The r20 you calculate from some MSAs can be low either because the "modelMSA" is mismatched to the "targetMSA", which we call "specification error", or because you used too few sequences in the r20 calculation, which we call "validation error". Validation error is uninteresting, you want to eliminate it. To test how much validation error you have, try getting another MSA drawn from the same distribution as the targetMSA, of the same size as your target/model MSAs, so that you expect the r20 to be 1. Then measure the r20. If it is not 1, it means you have validation error. We can also work out with simple assumptions, that if in this validation error test your MSAs had N0 sequenes and you gor an r20 value of r0, you can extrapolate using the formula r^2 = (N/N0) r0^2 / ((N/N0-1) r0^2 + 1) to get the expected r20 score "r" you would get if you increased the MSA size to N sequences.

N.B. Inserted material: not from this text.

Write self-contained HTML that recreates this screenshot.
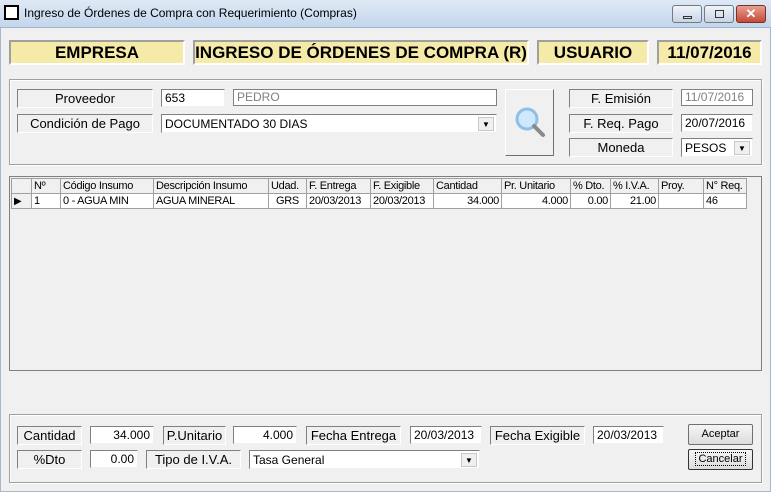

This script supports variations on the r20 score through the "--topmode" and "--score" options. "--topmode" can be either an integer (default 20) specifying the number of largest subsequence marginals to track, a string like ">0.01" which says to track all subsequences above 1% frequency, or 'nonzero' to track all observed subsequences. "--score" can be "pearson", "spearman", or "pcttvd" which specifies which summary statistic to use to compare the database and MSA marginals statistics.